### Given task
Beginning with the first line, set down every line through the one containing "1L13 13M13 1L1", exactly as it appears, but not the pictures.

### Dataset extract
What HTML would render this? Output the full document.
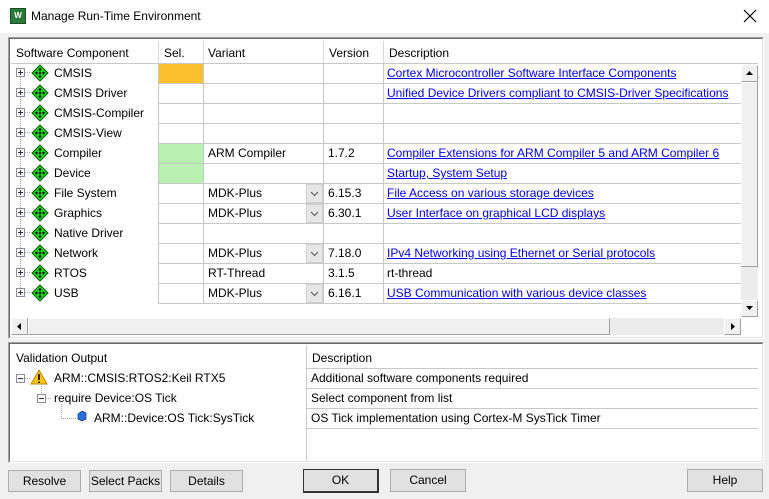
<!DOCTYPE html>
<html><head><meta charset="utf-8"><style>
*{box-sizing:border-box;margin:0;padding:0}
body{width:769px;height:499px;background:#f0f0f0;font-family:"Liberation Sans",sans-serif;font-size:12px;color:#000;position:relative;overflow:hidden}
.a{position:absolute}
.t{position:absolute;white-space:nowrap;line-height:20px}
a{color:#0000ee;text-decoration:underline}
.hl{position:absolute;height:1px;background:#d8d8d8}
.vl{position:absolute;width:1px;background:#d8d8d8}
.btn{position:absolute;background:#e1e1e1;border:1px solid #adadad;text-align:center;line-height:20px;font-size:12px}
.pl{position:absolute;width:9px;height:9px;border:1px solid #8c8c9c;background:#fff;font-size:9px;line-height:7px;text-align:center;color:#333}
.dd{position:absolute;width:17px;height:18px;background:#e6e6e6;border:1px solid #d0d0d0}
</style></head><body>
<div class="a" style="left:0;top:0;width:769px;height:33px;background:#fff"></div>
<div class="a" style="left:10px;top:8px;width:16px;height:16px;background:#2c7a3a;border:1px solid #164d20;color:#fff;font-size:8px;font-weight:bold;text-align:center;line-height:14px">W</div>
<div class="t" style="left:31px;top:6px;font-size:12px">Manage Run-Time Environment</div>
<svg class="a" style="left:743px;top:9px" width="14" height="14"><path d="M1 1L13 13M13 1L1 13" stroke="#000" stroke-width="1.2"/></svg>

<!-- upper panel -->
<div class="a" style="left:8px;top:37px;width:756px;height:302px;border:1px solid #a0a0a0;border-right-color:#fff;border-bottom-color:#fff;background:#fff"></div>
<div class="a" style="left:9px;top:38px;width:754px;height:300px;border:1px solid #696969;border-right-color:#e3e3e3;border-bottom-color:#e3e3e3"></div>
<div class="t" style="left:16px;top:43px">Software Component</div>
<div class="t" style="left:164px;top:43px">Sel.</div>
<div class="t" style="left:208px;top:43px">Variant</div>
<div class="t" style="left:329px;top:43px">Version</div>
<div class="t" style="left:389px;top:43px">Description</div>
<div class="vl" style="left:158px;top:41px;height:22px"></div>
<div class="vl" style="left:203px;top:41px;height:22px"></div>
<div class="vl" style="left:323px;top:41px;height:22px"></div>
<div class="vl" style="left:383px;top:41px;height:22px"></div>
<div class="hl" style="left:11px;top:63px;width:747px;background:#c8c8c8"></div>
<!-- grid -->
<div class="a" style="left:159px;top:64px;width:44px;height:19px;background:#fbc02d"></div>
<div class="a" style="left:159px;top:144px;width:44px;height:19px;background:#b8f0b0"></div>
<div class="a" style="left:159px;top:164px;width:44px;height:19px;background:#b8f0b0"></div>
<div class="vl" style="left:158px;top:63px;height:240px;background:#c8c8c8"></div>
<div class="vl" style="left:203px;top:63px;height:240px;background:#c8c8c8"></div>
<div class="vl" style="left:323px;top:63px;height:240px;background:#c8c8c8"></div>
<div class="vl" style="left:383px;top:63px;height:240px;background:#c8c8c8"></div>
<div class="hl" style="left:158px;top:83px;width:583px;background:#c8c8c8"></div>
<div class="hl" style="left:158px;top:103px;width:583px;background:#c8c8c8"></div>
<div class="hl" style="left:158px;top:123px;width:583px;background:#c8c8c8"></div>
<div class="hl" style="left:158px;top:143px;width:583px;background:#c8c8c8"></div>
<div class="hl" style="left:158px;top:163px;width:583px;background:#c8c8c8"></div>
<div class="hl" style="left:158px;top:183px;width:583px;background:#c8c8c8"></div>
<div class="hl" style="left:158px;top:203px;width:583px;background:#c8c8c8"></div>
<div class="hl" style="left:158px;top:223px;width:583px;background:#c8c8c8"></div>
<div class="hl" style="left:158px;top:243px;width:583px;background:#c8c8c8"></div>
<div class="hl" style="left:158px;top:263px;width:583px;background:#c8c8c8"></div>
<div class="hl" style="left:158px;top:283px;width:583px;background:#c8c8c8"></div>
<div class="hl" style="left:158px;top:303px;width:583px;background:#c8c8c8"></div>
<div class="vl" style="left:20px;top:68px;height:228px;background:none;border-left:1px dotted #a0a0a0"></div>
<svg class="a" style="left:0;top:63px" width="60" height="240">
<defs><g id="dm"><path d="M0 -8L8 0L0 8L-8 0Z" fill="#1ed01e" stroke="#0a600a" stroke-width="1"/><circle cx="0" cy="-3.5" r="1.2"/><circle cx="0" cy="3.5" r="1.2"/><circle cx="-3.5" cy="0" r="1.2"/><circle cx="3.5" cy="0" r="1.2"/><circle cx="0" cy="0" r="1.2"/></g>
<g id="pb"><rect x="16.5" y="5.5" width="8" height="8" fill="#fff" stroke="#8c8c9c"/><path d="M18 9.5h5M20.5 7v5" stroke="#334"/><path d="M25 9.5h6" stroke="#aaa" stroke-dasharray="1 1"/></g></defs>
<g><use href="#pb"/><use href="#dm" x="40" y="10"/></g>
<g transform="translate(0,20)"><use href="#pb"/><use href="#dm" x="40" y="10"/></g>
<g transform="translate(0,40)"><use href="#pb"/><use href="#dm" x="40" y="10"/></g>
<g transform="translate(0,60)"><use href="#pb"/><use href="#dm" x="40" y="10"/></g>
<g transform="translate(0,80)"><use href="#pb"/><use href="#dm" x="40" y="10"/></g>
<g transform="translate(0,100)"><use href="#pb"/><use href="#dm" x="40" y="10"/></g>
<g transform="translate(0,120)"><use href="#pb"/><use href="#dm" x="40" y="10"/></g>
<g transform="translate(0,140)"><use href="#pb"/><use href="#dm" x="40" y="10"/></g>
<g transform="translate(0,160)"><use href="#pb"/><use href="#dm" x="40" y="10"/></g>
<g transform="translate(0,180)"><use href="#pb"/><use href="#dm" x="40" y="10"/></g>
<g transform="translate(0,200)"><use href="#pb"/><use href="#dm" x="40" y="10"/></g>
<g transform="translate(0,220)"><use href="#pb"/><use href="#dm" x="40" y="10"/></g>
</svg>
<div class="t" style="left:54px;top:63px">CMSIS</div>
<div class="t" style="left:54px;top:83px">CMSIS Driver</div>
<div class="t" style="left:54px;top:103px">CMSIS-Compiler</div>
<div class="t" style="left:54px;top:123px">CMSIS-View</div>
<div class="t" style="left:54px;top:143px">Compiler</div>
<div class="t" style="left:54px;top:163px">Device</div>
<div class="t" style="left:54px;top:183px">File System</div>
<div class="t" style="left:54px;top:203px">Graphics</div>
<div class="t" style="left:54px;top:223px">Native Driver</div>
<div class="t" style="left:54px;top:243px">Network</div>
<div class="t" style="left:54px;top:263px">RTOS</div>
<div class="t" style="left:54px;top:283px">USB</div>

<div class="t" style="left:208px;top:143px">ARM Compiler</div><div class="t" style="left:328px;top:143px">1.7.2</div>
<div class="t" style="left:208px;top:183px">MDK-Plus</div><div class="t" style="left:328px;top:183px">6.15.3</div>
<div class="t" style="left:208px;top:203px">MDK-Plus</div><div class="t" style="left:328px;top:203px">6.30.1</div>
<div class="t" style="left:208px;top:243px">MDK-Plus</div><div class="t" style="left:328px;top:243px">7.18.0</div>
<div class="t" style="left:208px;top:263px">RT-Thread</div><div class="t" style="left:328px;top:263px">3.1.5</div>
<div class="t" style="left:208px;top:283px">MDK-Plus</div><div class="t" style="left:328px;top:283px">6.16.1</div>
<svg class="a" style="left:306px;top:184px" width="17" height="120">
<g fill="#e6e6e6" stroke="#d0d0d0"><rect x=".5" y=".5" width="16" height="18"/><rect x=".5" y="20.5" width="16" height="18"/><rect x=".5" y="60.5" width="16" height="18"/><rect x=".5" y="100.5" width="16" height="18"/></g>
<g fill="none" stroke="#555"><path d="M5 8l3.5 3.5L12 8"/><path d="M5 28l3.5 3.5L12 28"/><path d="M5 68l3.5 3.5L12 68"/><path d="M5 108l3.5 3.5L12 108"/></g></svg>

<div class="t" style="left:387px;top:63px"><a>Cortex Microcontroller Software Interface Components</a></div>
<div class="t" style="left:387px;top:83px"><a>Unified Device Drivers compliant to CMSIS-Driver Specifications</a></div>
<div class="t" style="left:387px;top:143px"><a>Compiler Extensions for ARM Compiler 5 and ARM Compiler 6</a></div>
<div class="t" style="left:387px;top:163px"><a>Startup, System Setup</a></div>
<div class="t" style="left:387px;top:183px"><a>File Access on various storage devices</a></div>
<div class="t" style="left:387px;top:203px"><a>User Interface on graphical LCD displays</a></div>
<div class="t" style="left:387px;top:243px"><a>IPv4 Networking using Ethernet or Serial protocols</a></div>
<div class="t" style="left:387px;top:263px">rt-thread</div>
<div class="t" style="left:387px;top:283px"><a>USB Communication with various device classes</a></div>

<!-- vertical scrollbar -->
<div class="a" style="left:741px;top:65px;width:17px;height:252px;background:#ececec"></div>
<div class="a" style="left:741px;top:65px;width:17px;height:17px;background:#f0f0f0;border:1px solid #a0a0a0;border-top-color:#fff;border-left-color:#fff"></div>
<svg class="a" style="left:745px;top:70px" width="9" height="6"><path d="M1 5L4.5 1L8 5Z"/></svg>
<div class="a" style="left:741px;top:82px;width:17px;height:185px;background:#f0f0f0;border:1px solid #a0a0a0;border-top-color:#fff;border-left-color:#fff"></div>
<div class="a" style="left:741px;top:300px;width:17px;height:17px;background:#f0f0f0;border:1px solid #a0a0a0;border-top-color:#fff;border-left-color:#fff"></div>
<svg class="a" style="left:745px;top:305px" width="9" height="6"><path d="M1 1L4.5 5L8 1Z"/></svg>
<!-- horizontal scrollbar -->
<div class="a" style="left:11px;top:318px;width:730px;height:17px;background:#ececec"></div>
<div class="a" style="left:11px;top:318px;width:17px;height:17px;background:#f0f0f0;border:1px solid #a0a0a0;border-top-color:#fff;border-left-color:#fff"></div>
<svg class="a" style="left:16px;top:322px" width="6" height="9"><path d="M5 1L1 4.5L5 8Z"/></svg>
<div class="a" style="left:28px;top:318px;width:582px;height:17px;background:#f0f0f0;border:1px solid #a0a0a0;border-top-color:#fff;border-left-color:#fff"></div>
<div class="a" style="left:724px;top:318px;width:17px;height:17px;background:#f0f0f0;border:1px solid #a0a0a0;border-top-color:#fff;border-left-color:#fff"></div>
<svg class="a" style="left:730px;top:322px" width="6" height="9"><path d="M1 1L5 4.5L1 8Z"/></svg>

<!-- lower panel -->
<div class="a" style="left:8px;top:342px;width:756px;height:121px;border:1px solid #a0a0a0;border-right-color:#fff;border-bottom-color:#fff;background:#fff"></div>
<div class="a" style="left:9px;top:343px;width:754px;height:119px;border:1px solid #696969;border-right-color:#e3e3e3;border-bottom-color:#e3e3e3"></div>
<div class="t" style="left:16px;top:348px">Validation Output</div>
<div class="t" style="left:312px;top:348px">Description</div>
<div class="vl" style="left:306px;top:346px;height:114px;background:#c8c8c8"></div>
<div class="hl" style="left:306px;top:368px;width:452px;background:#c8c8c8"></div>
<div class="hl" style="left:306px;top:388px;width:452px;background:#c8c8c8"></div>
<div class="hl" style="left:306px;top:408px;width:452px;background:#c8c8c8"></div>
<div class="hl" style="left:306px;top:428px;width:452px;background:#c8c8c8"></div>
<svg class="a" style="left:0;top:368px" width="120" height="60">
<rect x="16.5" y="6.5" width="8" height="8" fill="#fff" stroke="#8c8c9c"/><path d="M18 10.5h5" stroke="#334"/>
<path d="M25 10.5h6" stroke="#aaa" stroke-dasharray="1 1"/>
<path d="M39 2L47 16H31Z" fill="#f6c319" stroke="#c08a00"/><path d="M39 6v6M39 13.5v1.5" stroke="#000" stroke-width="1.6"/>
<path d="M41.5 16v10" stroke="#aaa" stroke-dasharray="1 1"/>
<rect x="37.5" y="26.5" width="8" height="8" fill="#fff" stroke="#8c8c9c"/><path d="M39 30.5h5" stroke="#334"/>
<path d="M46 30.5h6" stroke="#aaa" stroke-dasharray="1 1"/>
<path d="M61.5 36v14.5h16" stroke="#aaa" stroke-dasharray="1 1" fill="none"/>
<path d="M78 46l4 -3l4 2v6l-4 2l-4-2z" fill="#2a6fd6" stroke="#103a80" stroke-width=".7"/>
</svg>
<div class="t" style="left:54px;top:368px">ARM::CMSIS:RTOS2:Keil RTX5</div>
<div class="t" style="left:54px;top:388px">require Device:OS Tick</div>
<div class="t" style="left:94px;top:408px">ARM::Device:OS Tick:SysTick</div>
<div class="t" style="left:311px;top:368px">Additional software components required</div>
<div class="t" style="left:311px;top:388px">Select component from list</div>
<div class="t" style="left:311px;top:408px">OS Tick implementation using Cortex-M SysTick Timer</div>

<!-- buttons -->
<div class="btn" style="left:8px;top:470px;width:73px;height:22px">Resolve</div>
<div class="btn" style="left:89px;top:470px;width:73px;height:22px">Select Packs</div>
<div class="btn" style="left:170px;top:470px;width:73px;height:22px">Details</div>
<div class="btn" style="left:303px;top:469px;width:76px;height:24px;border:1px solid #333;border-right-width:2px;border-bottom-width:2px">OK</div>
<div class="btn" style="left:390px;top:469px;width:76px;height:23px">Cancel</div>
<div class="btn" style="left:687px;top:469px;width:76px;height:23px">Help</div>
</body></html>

### Exercise result
What HTML would render this? Output the full document.
<!DOCTYPE html>
<html><head><meta charset="utf-8"><style>
*{box-sizing:border-box;margin:0;padding:0}
body{width:769px;height:499px;background:#f0f0f0;font-family:"Liberation Sans",sans-serif;font-size:12px;color:#000;position:relative;overflow:hidden}
.a{position:absolute}
.t{position:absolute;white-space:nowrap;line-height:20px}
a{color:#0000ee;text-decoration:underline}
.hl{position:absolute;height:1px;background:#d8d8d8}
.vl{position:absolute;width:1px;background:#d8d8d8}
.btn{position:absolute;background:#e1e1e1;border:1px solid #adadad;text-align:center;line-height:20px;font-size:12px}
.pl{position:absolute;width:9px;height:9px;border:1px solid #8c8c9c;background:#fff;font-size:9px;line-height:7px;text-align:center;color:#333}
.dd{position:absolute;width:17px;height:18px;background:#e6e6e6;border:1px solid #d0d0d0}
</style></head><body>
<div class="a" style="left:0;top:0;width:769px;height:33px;background:#fff"></div>
<div class="a" style="left:10px;top:8px;width:16px;height:16px;background:#2c7a3a;border:1px solid #164d20;color:#fff;font-size:8px;font-weight:bold;text-align:center;line-height:14px">W</div>
<div class="t" style="left:31px;top:6px;font-size:12px">Manage Run-Time Environment</div>
<svg class="a" style="left:743px;top:9px" width="14" height="14"><path d="M1 1L13 13M13 1L1 13" stroke="#000" stroke-width="1.2"/></svg>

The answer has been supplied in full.